**Goal:** Write out the data below exactly as given, without any of its pictures.

--------

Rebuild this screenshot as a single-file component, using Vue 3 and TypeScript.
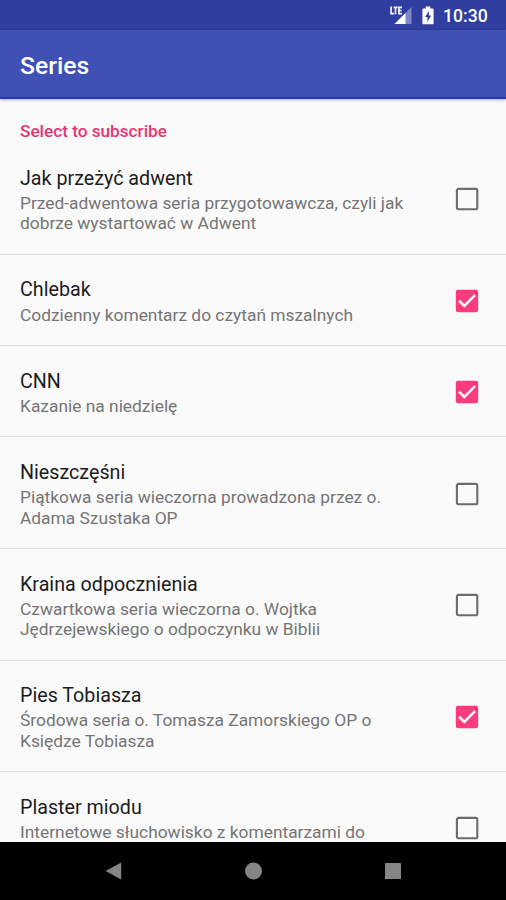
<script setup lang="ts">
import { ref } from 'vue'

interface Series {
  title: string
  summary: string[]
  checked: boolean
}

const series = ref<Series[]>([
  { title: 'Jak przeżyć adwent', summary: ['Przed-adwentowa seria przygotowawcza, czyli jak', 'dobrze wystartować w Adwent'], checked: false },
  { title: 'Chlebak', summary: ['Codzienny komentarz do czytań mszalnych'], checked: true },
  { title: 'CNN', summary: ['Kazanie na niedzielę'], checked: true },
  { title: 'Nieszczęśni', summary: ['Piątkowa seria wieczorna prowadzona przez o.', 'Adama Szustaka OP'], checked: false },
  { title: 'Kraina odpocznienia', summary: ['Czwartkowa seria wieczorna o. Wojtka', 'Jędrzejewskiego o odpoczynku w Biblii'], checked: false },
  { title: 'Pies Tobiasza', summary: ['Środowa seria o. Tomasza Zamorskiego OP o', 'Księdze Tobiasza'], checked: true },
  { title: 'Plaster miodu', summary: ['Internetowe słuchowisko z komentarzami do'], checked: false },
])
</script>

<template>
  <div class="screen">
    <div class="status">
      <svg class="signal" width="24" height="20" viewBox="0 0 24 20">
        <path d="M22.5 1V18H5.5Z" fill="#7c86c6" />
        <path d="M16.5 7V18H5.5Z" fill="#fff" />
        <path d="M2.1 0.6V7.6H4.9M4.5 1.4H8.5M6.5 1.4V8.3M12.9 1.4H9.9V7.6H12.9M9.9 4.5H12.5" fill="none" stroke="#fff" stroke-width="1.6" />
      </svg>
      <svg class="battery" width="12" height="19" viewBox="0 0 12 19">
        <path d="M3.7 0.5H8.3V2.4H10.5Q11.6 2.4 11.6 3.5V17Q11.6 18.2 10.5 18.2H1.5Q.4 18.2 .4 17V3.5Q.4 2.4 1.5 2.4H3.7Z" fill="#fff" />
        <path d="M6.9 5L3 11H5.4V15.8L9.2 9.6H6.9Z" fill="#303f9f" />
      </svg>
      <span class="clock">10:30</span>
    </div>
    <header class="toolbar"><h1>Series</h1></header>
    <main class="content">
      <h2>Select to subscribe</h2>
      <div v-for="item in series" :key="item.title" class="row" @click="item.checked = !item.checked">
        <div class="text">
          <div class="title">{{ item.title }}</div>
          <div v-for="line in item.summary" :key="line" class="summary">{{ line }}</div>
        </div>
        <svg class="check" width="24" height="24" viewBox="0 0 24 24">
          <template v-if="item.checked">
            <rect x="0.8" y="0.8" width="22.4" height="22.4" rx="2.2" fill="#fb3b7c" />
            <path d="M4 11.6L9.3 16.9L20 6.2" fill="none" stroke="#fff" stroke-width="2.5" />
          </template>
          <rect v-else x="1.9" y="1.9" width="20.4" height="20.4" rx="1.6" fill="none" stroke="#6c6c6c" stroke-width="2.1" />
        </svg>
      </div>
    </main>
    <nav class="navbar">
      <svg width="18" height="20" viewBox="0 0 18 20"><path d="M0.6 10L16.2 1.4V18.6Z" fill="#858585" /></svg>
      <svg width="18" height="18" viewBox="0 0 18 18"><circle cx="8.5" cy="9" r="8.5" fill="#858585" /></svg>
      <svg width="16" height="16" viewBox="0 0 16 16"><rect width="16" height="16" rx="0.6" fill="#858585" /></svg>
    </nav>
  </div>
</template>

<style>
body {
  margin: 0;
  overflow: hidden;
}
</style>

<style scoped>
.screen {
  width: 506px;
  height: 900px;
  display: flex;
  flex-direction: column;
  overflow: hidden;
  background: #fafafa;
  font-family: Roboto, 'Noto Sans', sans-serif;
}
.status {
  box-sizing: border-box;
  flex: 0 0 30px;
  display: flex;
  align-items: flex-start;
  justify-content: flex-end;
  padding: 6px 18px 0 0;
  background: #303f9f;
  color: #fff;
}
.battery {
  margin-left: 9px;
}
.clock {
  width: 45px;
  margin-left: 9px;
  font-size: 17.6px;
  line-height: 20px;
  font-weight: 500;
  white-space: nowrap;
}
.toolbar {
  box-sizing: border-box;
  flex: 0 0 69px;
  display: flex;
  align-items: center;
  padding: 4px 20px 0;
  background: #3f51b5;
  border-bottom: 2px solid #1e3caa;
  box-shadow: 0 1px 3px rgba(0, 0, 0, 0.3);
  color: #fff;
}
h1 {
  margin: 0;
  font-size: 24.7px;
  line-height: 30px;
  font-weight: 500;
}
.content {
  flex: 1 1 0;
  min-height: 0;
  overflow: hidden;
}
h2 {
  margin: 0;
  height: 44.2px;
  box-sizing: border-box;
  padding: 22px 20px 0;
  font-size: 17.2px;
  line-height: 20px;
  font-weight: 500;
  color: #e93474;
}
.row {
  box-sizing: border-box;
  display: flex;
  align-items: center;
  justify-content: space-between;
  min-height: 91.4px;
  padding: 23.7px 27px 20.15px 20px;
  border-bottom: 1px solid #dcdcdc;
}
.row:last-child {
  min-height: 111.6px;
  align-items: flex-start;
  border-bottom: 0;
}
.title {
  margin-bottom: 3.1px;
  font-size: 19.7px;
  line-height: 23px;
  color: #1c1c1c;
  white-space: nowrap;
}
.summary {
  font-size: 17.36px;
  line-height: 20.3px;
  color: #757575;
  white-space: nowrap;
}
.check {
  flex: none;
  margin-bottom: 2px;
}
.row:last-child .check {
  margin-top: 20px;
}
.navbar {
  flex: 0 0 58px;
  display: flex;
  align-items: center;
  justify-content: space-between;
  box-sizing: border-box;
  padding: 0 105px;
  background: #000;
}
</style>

--------

**Worked solution:**
Rebuild this screenshot as a single-file component, using Vue 3 and TypeScript.
<script setup lang="ts">
import { ref } from 'vue'

interface Series {
  title: string
  summary: string[]
  checked: boolean
}

const series = ref<Series[]>([
  { title: 'Jak przeżyć adwent', summary: ['Przed-adwentowa seria przygotowawcza, czyli jak', 'dobrze wystartować w Adwent'], checked: false },
  { title: 'Chlebak', summary: ['Codzienny komentarz do czytań mszalnych'], checked: true },
  { title: 'CNN', summary: ['Kazanie na niedzielę'], checked: true },
  { title: 'Nieszczęśni', summary: ['Piątkowa seria wieczorna prowadzona przez o.', 'Adama Szustaka OP'], checked: false },
  { title: 'Kraina odpocznienia', summary: ['Czwartkowa seria wieczorna o. Wojtka', 'Jędrzejewskiego o odpoczynku w Biblii'], checked: false },
  { title: 'Pies Tobiasza', summary: ['Środowa seria o. Tomasza Zamorskiego OP o', 'Księdze Tobiasza'], checked: true },
  { title: 'Plaster miodu', summary: ['Internetowe słuchowisko z komentarzami do'], checked: false },
])
</script>

<template>
  <div class="screen">
    <div class="status">
      <svg class="signal" width="24" height="20" viewBox="0 0 24 20">
        <path d="M22.5 1V18H5.5Z" fill="#7c86c6" />
        <path d="M16.5 7V18H5.5Z" fill="#fff" />
        <path d="M2.1 0.6V7.6H4.9M4.5 1.4H8.5M6.5 1.4V8.3M12.9 1.4H9.9V7.6H12.9M9.9 4.5H12.5" fill="none" stroke="#fff" stroke-width="1.6" />
      </svg>
      <svg class="battery" width="12" height="19" viewBox="0 0 12 19">
        <path d="M3.7 0.5H8.3V2.4H10.5Q11.6 2.4 11.6 3.5V17Q11.6 18.2 10.5 18.2H1.5Q.4 18.2 .4 17V3.5Q.4 2.4 1.5 2.4H3.7Z" fill="#fff" />
        <path d="M6.9 5L3 11H5.4V15.8L9.2 9.6H6.9Z" fill="#303f9f" />
      </svg>
      <span class="clock">10:30</span>
    </div>
    <header class="toolbar"><h1>Series</h1></header>
    <main class="content">
      <h2>Select to subscribe</h2>
      <div v-for="item in series" :key="item.title" class="row" @click="item.checked = !item.checked">
        <div class="text">
          <div class="title">{{ item.title }}</div>
          <div v-for="line in item.summary" :key="line" class="summary">{{ line }}</div>
        </div>
        <svg class="check" width="24" height="24" viewBox="0 0 24 24">
          <template v-if="item.checked">
            <rect x="0.8" y="0.8" width="22.4" height="22.4" rx="2.2" fill="#fb3b7c" />
            <path d="M4 11.6L9.3 16.9L20 6.2" fill="none" stroke="#fff" stroke-width="2.5" />
          </template>
          <rect v-else x="1.9" y="1.9" width="20.4" height="20.4" rx="1.6" fill="none" stroke="#6c6c6c" stroke-width="2.1" />
        </svg>
      </div>
    </main>
    <nav class="navbar">
      <svg width="18" height="20" viewBox="0 0 18 20"><path d="M0.6 10L16.2 1.4V18.6Z" fill="#858585" /></svg>
      <svg width="18" height="18" viewBox="0 0 18 18"><circle cx="8.5" cy="9" r="8.5" fill="#858585" /></svg>
      <svg width="16" height="16" viewBox="0 0 16 16"><rect width="16" height="16" rx="0.6" fill="#858585" /></svg>
    </nav>
  </div>
</template>

<style>
body {
  margin: 0;
  overflow: hidden;
}
</style>

<style scoped>
.screen {
  width: 506px;
  height: 900px;
  display: flex;
  flex-direction: column;
  overflow: hidden;
  background: #fafafa;
  font-family: Roboto, 'Noto Sans', sans-serif;
}
.status {
  box-sizing: border-box;
  flex: 0 0 30px;
  display: flex;
  align-items: flex-start;
  justify-content: flex-end;
  padding: 6px 18px 0 0;
  background: #303f9f;
  color: #fff;
}
.battery {
  margin-left: 9px;
}
.clock {
  width: 45px;
  margin-left: 9px;
  font-size: 17.6px;
  line-height: 20px;
  font-weight: 500;
  white-space: nowrap;
}
.toolbar {
  box-sizing: border-box;
  flex: 0 0 69px;
  display: flex;
  align-items: center;
  padding: 4px 20px 0;
  background: #3f51b5;
  border-bottom: 2px solid #1e3caa;
  box-shadow: 0 1px 3px rgba(0, 0, 0, 0.3);
  color: #fff;
}
h1 {
  margin: 0;
  font-size: 24.7px;
  line-height: 30px;
  font-weight: 500;
}
.content {
  flex: 1 1 0;
  min-height: 0;
  overflow: hidden;
}
h2 {
  margin: 0;
  height: 44.2px;
  box-sizing: border-box;
  padding: 22px 20px 0;
  font-size: 17.2px;
  line-height: 20px;
  font-weight: 500;
  color: #e93474;
}
.row {
  box-sizing: border-box;
  display: flex;
  align-items: center;
  justify-content: space-between;
  min-height: 91.4px;
  padding: 23.7px 27px 20.15px 20px;
  border-bottom: 1px solid #dcdcdc;
}
.row:last-child {
  min-height: 111.6px;
  align-items: flex-start;
  border-bottom: 0;
}
.title {
  margin-bottom: 3.1px;
  font-size: 19.7px;
  line-height: 23px;
  color: #1c1c1c;
  white-space: nowrap;
}
.summary {
  font-size: 17.36px;
  line-height: 20.3px;
  color: #757575;
  white-space: nowrap;
}
.check {
  flex: none;
  margin-bottom: 2px;
}
.row:last-child .check {
  margin-top: 20px;
}
.navbar {
  flex: 0 0 58px;
  display: flex;
  align-items: center;
  justify-content: space-between;
  box-sizing: border-box;
  padding: 0 105px;
  background: #000;
}
</style>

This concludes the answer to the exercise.